Perhaps the most moving part of the exhibition was in an installation on the top floor of the building called 17,000 times forgiveness, which came in the form of 17,000 green wooden beams. Each piece of the work represented one of the 17,000 people still declared as missing from the Civil War. The green not only reflects the building’s location on the green line, but new life, and hope, rebuilding Lebanon. El Khalil also invited the community into the building on each night of the 40-day-long exhibition to come together to tell stories, opening up an arena for dialogue and reconciliation to generate peace.

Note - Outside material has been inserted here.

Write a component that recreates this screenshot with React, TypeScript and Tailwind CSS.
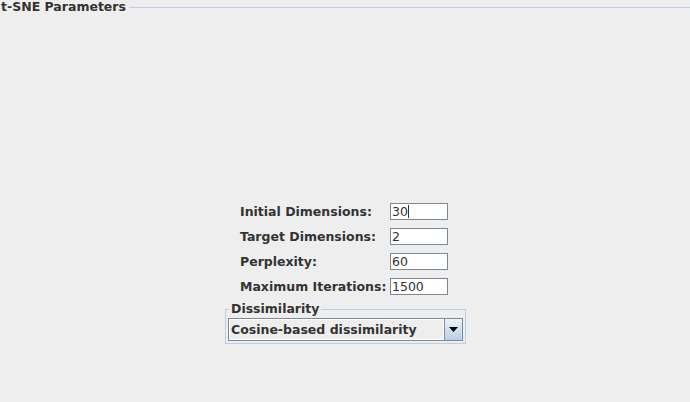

Throughout the exhibition, El Khalil sought to reawaken a Lebanese audience from a state of collective amnesia. Maybe this explains why the real affects of warfare in the city were only vaguely conveyed to me when I was growing up. Visiting the exhibition not only provided me with an awareness of Lebanon’s recent history, but also an understanding and awakening. The exhibition is over now, but Beit Beirut continues to remain open. The building would never have lasted if it weren't for campaigners like Mona El Hallak, who like El Khalil, worked to bring awareness of the past. Last year my mother's childhood home was the only building on her street to remain intact, and the only apartment in its block to still have its original balcony. This year the Ottoman balcony had been replaced by a metal one. In a city that is constantly tearing down its old buildings and reinventing itself, Beit Beirut operates as a museum of memory, with Zena El Khalil's exhibition reminding the Lebanese people of its not so distant past.
“Sacred Catastrophe: Healing Lebanon", Zena el Khalil’s exhibition and multi-disciplinary intervention, was open to the public at Beit Beirut for 40 days straight, including Sundays, from the 18th of September 2017.